• The task:
Locate all lines with the word "that". Copy them.

• Listed entries:
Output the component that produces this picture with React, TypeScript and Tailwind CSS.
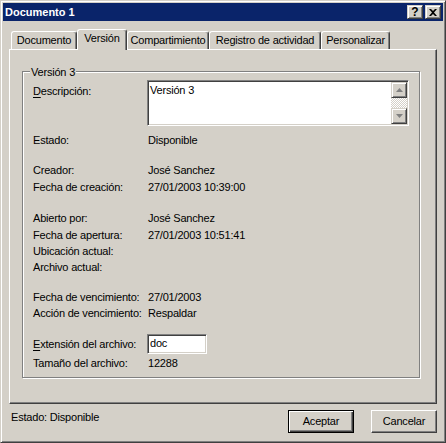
import React from "react";

function Row({ label, value, className }: { label: React.ReactNode; value?: React.ReactNode; className: string }) {
  return (
    <div className={"flex h-[16px] leading-[16px] " + className}>
      <div className="w-[115px] shrink-0 whitespace-nowrap">{label}</div>
      <div className="whitespace-nowrap">{value}</div>
    </div>
  );
}

function Arrow({ up }: { up: boolean }) {
  return (
    <svg width="7" height="4" viewBox="0 0 7 4" className="block">
      {up ? <path d="M3.5 0 L7 4 L0 4 Z" fill="#808080" /> : <path d="M0 0 L7 0 L3.5 4 Z" fill="#808080" />}
    </svg>
  );
}

const scrollBtn =
  "w-[16px] h-[16px] flex items-center justify-center bg-[#d4d0c8] border border-t-[#d4d0c8] border-l-[#d4d0c8] border-r-[#404040] border-b-[#404040] shadow-[inset_1px_1px_0_#fff,inset_-1px_-1px_0_#808080]";

const titleBtn =
  "w-[16px] h-[14px] flex items-center justify-center bg-[#d4d0c8] border border-t-[#d4d0c8] border-l-[#d4d0c8] border-r-[#404040] border-b-[#404040] shadow-[inset_1px_1px_0_#fff,inset_-1px_-1px_0_#808080]";

const sunken =
  "bg-white border border-t-[#808080] border-l-[#808080] border-r-white border-b-white shadow-[inset_1px_1px_0_#404040,inset_-1px_-1px_0_#d4d0c8]";

const tabBase =
  "text-center leading-[16px] whitespace-nowrap rounded-t-[3px] border-l border-t border-r border-l-white border-t-white border-r-[#404040] shadow-[inset_-1px_0_0_#808080] bg-[#d4d0c8]";

export default function App() {
  return (
    <div className="w-[446px] h-[443px] bg-[#d4d0c8] border border-t-[#d4d0c8] border-l-[#d4d0c8] border-r-[#404040] border-b-[#404040] shadow-[inset_1px_1px_0_#fff,inset_-1px_-1px_0_#808080] p-[2px] flex flex-col text-[11px] text-black font-['Liberation_Sans',Arial,sans-serif]">
      {/* Title bar */}
      <div className="h-[18px] shrink-0 bg-[#0a246a] flex items-center justify-between pl-[2px] pr-[2px]">
        <span className="text-white font-bold leading-[18px] whitespace-nowrap">Documento 1</span>
        <div className="flex gap-[2px]">
          <div className={titleBtn}>
            <span className="font-bold text-[12px] leading-[12px] text-black">?</span>
          </div>
          <div className={titleBtn}>
            <svg width="8" height="7" viewBox="0 0 8 7" className="block">
              <path d="M0 0 L2 0 L4 2 L6 0 L8 0 L5 3.5 L8 7 L6 7 L4 5 L2 7 L0 7 L3 3.5 Z" fill="#000" />
            </svg>
          </div>
        </div>
      </div>

      {/* Body */}
      <div className="flex-1 flex flex-col px-[6px] pt-[8px] tracking-[-0.2px]">
        {/* Tabs */}
        <div className="flex items-end h-[20px] pl-[2px]">
          <div className={tabBase + " w-[66px] h-[18px]"}>Documento</div>
          <div className={tabBase + " w-[50px] h-[21px] -mb-[1px] relative z-10"}>Versión</div>
          <div className={tabBase + " w-[82px] h-[18px]"}>Compartimiento</div>
          <div className={tabBase + " w-[112px] h-[18px]"}>Registro de actividad</div>
          <div className={tabBase + " w-[69px] h-[18px]"}>Personalizar</div>
        </div>

        {/* Panel */}
        <div className="h-[355px] shrink-0 border border-t-white border-l-white border-r-[#404040] border-b-[#404040] shadow-[inset_-1px_-1px_0_#808080]">
          <div className="relative ml-[12px] mt-[21px] w-[398px] border border-[#808080] shadow-[1px_1px_0_#fff,inset_1px_1px_0_#fff] pt-[8px] pl-[10px] pb-[6px]">
            <div className="absolute left-[7px] top-[-8px] px-[1px] bg-[#d4d0c8] leading-[16px] whitespace-nowrap">
              Versión 3
            </div>

            {/* Descripción */}
            <div className="flex items-start">
              <div className="w-[115px] shrink-0 pt-[3px] leading-[16px] whitespace-nowrap">
                <u className="underline-offset-[2px]">D</u>escripción:
              </div>
              <div className={sunken + " -ml-[1px] w-[262px] h-[46px] flex"}>
                <div className="flex-1 pl-[2px] pt-[1px] leading-[16px]">Versión 3</div>
                <div className="w-[16px] mt-[1px] mr-[1px] flex flex-col">
                  <div className={scrollBtn}>
                    <Arrow up />
                  </div>
                  <div className="h-[10px] bg-[repeating-conic-gradient(#ffffff_0_25%,#d4d0c8_0_50%)] bg-[length:2px_2px]" />
                  <div className={scrollBtn}>
                    <Arrow up={false} />
                  </div>
                </div>
              </div>
            </div>

            <Row className="mt-[6px]" label="Estado:" value="Disponible" />

            <Row className="mt-[14px]" label="Creador:" value="José Sanchez" />
            <Row className="mt-[1px]" label="Fecha de creación:" value="27/01/2003 10:39:00" />

            <Row className="mt-[15px]" label="Abierto por:" value="José Sanchez" />
            <Row className="mt-[1px]" label="Fecha de apertura:" value="27/01/2003 10:51:41" />
            <Row className="mt-0" label="Ubicación actual:" />
            <Row className="mt-0" label="Archivo actual:" />

            <Row className="mt-[14px]" label="Fecha de vencimiento:" value="27/01/2003" />
            <Row className="mt-0" label="Acción de vencimiento:" value="Respaldar" />

            <div className="flex items-center h-[20px] mt-[13px]">
              <div className="w-[115px] shrink-0 leading-[16px] whitespace-nowrap">
                <u className="underline-offset-[2px]">E</u>xtensión del archivo:
              </div>
              <div className={sunken + " -ml-[1px] w-[60px] h-[20px] pl-[2px] leading-[17px]"}>doc</div>
            </div>
            <Row className="mt-[1px]" label="Tamaño del archivo:" value="12288" />
          </div>
        </div>

        {/* Bottom */}
        <div className="mt-[6px] flex justify-between">
          <div className="pl-[2px] -mt-[1px] leading-[16px] whitespace-nowrap">Estado: Disponible</div>
          <div className="flex gap-[17px]">
            <div className="w-[66px] h-[23px] flex items-center justify-center bg-[#d4d0c8] border border-black shadow-[inset_1px_1px_0_#fff,inset_-1px_-1px_0_#404040,inset_-2px_-2px_0_#808080]">
              Aceptar
            </div>
            <div className="w-[66px] h-[23px] flex items-center justify-center bg-[#d4d0c8] border border-t-white border-l-white border-r-[#404040] border-b-[#404040] shadow-[inset_-1px_-1px_0_#808080]">
              Cancelar
            </div>
          </div>
        </div>
      </div>
    </div>
  );
}
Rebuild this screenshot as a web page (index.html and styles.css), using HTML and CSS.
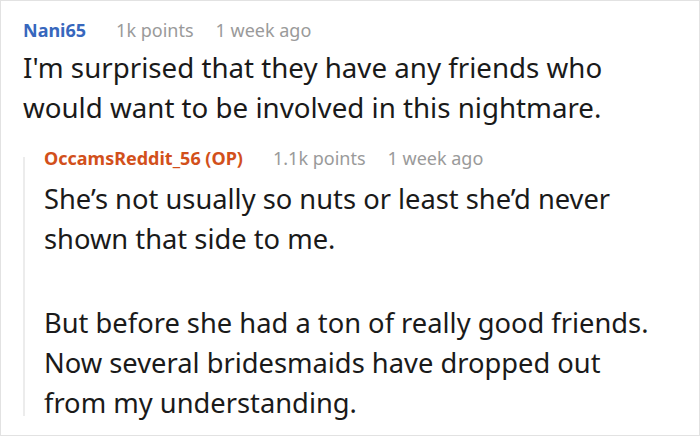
FILE: index.html
```html
<!DOCTYPE html>
<html>
<head>
<meta charset="utf-8">
<link rel="stylesheet" href="styles.css">
</head>
<body>
<div class="frame">
  <div class="comment">
    <div class="meta">
      <span class="user user-blue">Nani65</span>
      <span class="info">1k points</span>
      <span class="info">1 week ago</span>
    </div>
    <div class="body body-top">
      <p>I'm surprised that they have any friends who would want to be involved in this nightmare.</p>
    </div>
    <div class="reply">
      <div class="meta">
        <span class="user user-op">OccamsReddit_56 (OP)</span>
        <span class="info">1.1k points</span>
        <span class="info">1 week ago</span>
      </div>
      <div class="body body-reply">
        <p>She’s not usually so nuts or least she’d never<br>shown that side to me.</p>
        <p>But before she had a ton of really good friends.<br>Now several bridesmaids have dropped out<br>from my understanding.</p>
      </div>
    </div>
  </div>
</div>
</body>
</html>
```

FILE: styles.css
```css
html, body {
  margin: 0;
  padding: 0;
  background: #fff;
}
.frame {
  width: 700px;
  height: 436px;
  box-sizing: border-box;
  border: 1px solid #e2e2e2;
  overflow: hidden;
  font-family: "Noto Sans", "Open Sans", sans-serif;
  color: #1a1a1a;
}
.comment {
  padding: 15px 0 0 22px;
}
.meta {
  display: flex;
  align-items: baseline;
  gap: 22px;
  font-size: 18px;
  line-height: 28px;
}
.user {
  font-weight: 700;
  margin-right: 8px;
}
.user-blue { color: #3767bd; }
.user-op { color: #d2501b; }
.info { color: #9a9a9a; }
.body {
  font-size: 27.7px;
  line-height: 40px;
}
.body p {
  margin: 0 0 44px;
  white-space: nowrap;
}
.body-top p { white-space: normal; }
.body p:last-child { margin-bottom: 0; }
.body-top {
  margin-top: 3px;
  max-width: 640px;
}
.reply {
  position: relative;
  margin-top: 17px;
  padding-left: 21px;
  height: 278px;
  overflow: hidden;
}
.reply::before {
  content: "";
  position: absolute;
  left: 0;
  top: 13px;
  bottom: 6px;
  width: 2px;
  background: #ececec;
}
.body-reply {
  margin-top: 7px;
  font-size: 27.3px;
}
```
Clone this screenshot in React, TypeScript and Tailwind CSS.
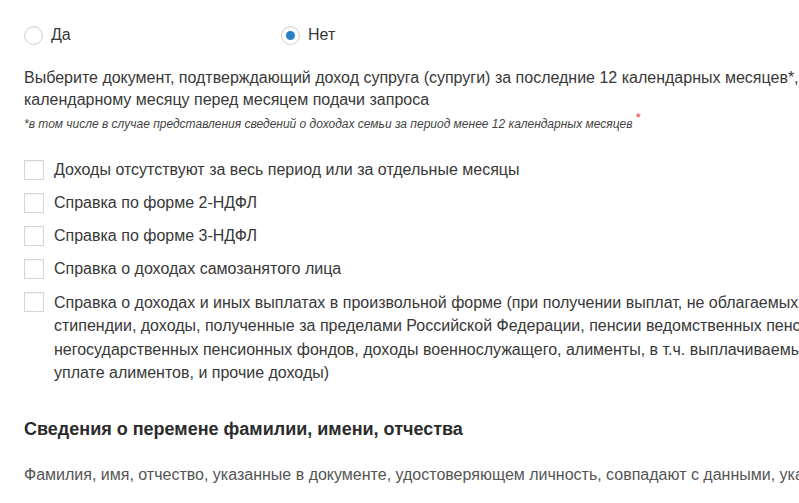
import React from 'react';

const docs = [
  'Доходы отсутствуют за весь период или за отдельные месяцы',
  'Справка по форме 2-НДФЛ',
  'Справка по форме 3-НДФЛ',
  'Справка о доходах самозанятого лица',
];

// the form is wider than the window, lines break as in the original
const longDoc = [
  'Справка о доходах и иных выплатах в произвольной форме (при получении выплат, не облагаемых НДФЛ:',
  'стипендии, доходы, полученные за пределами Российской Федерации, пенсии ведомственных пенсионных фондов,',
  'негосударственных пенсионных фондов, доходы военнослужащего, алименты, в т.ч. выплачиваемые по соглашению об',
  'уплате алиментов, и прочие доходы)',
];

function Radio({ label, checked }: { label: string; checked?: boolean }) {
  return (
    <label className="flex items-center gap-[8px]">
      <span className="flex h-[19px] w-[19px] items-center justify-center rounded-full border border-[#d4d4d4] bg-white shadow-[inset_0_1px_2px_rgba(0,0,0,0.08)]">
        {checked && <span className="h-[9px] w-[9px] rounded-full bg-[#2d7fc3]" />}
      </span>
      <span>{label}</span>
    </label>
  );
}

function Box() {
  return (
    <span className="h-[20px] w-[20px] shrink-0 border border-[#d6d6d6] bg-white shadow-[inset_0_1px_2px_rgba(0,0,0,0.06)]" />
  );
}

export default function App() {
  return (
    <div className="h-[503px] w-[799px] overflow-hidden bg-white font-['Liberation_Sans',Arial,sans-serif] text-[16px] text-[#383838]">
      <div className="w-[900px] pl-[24px] pt-[25px]">
        {/* Marital answer */}
        <div className="flex h-[20px] items-center">
          <div className="w-[257px]">
            <Radio label="Да" />
          </div>
          <Radio label="Нет" checked />
        </div>

        {/* Income documents */}
        <p className="mt-[22px] whitespace-nowrap leading-[22px]">
          Выберите документ, подтверждающий доход супруга (супруги) за последние 12 календарных месяцев*, предшествующих
          <br />
          календарному месяцу перед месяцем подачи запроса
        </p>
        <p className="mt-[5px] whitespace-nowrap text-[12px] italic leading-[16px] text-[#444]">
          *в том числе в случае представления сведений о доходах семьи за период менее 12 календарных месяцев{' '}
          <sup className="text-[13px] not-italic text-[#e0413a]">*</sup>
        </p>

        <div className="mt-[28px] flex flex-col gap-[13px] leading-[20px]">
          {docs.map((d) => (
            <label key={d} className="flex items-start gap-[10px]">
              <Box />
              <span>{d}</span>
            </label>
          ))}
          <label className="flex items-start gap-[10px]">
            <Box />
            <span className="-mt-[1px] whitespace-nowrap leading-[23.3px]">
              {longDoc.map((line) => (
                <span key={line} className="block">
                  {line}
                </span>
              ))}
            </span>
          </label>
        </div>

        {/* Name change */}
        <h2 className="mt-[34px] text-[18px] font-bold leading-[22px] text-[#2b2b2b]">
          Сведения о перемене фамилии, имени, отчества
        </h2>
        <p className="mt-[25px] whitespace-nowrap text-[16px] leading-[20px] text-[#555]">
          Фамилия, имя, отчество, указанные в документе, удостоверяющем личность, совпадают с данными, указанными в заявлении
        </p>
      </div>
    </div>
  );
}
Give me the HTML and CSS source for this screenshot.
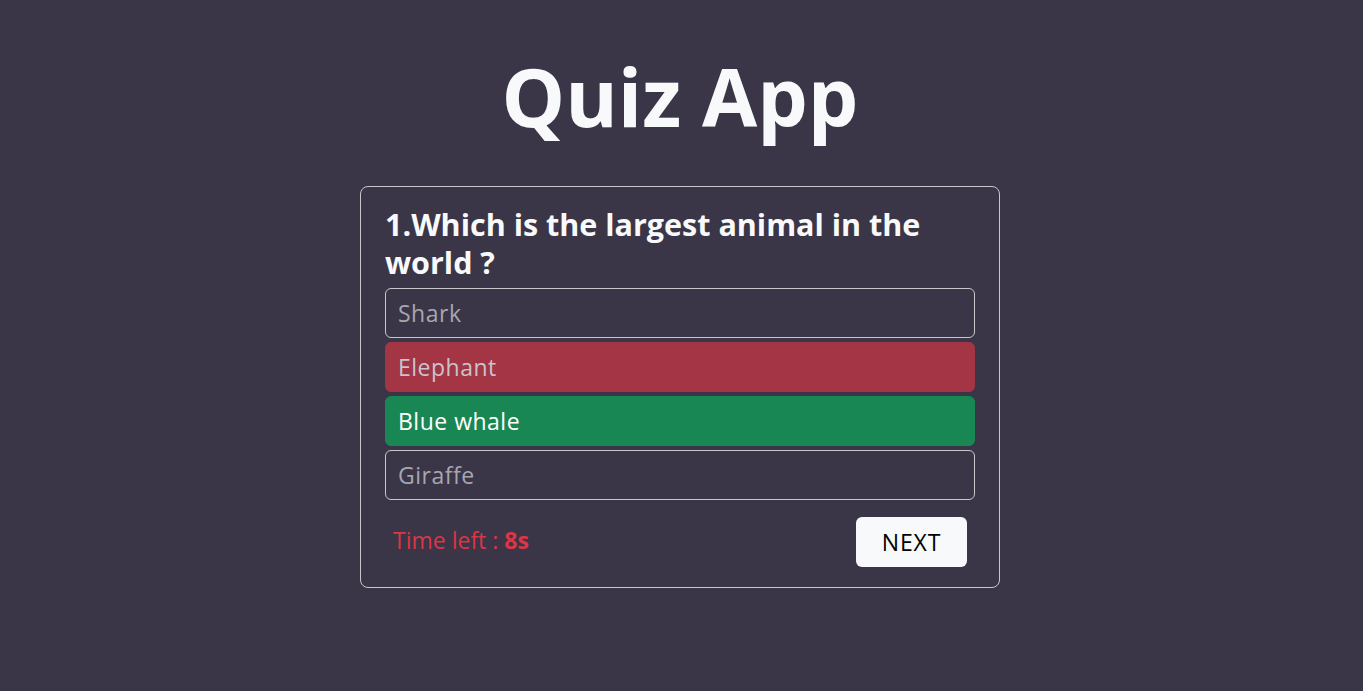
FILE: index.html
```html
<!DOCTYPE html>
<html lang="en">
<head>
<meta charset="utf-8">
<title>Quiz App</title>
<link rel="stylesheet" href="styles.css">
</head>
<body>
<main class="app">
  <h1 class="title">Quiz App</h1>
  <section class="card">
    <h2 class="question">1.Which is the largest animal in the world ?</h2>
    <ul class="options">
      <li class="option">Shark</li>
      <li class="option wrong">Elephant</li>
      <li class="option correct">Blue whale</li>
      <li class="option">Giraffe</li>
    </ul>
    <div class="footer">
      <span class="timer">Time left : <b>8s</b></span>
      <button class="next">NEXT</button>
    </div>
  </section>
</main>
</body>
</html>
```
FILE: styles.css
```css
html, body {
  margin: 0;
  padding: 0;
}
body {
  background: #3a3647;
  font-family: "Open Sans", "Noto Sans", sans-serif;
  color: #f8f9fa;
  min-height: 691px;
}
.app {
  display: flex;
  flex-direction: column;
  align-items: center;
  padding-top: 46px;
}
.title {
  margin: 0 3px 0 0;
  font-size: 80px;
  font-weight: 700;
  line-height: 100px;
  color: #f8f9fa;
  letter-spacing: 0;
}
.card {
  margin: 40px 3px 0 0;
  width: 640px;
  box-sizing: border-box;
  border: 1px solid #c8c8cc;
  border-radius: 8px;
  padding: 18px 24px 20px;
}
.question {
  margin: 0 0 7px;
  font-size: 30.5px;
  line-height: 38px;
  font-weight: 700;
  color: #f8f9fa;
  padding-right: 30px;
}
.options {
  list-style: none;
  margin: 0;
  padding: 0;
  display: flex;
  flex-direction: column;
  gap: 4px;
}
.option {
  height: 50px;
  box-sizing: border-box;
  border: 1px solid #c8c8cc;
  border-radius: 6px;
  padding: 0 12px;
  display: flex;
  align-items: center;
  font-size: 23px;
  letter-spacing: 0.5px;
  color: #a8a6b0;
}
.option.wrong {
  background: #a33545;
  border-color: #a33545;
  color: #c9c3cb;
}
.option.correct {
  background: #198754;
  border-color: #198754;
  color: #ffffff;
}
.footer {
  display: flex;
  justify-content: space-between;
  align-items: center;
  margin-top: 17px;
  padding: 0 8px;
}
.timer {
  color: #dc3545;
  font-size: 23px;
  letter-spacing: 0;
  margin-top: -4px;
}
.timer b {
  font-weight: 700;
}
.next {
  width: 111px;
  height: 50px;
  border: none;
  border-radius: 6px;
  background: #f8f9fa;
  color: #000;
  font-family: inherit;
  font-size: 23px;
  letter-spacing: 0.8px;
  cursor: pointer;
}
```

• Full response:
Output the component that produces this picture with React, TypeScript and Tailwind CSS.
      <p>I'm surprised that they have any friends who would want to be involved in this nightmare.</p>
        <p>She’s not usually so nuts or least she’d never<br>shown that side to me.</p>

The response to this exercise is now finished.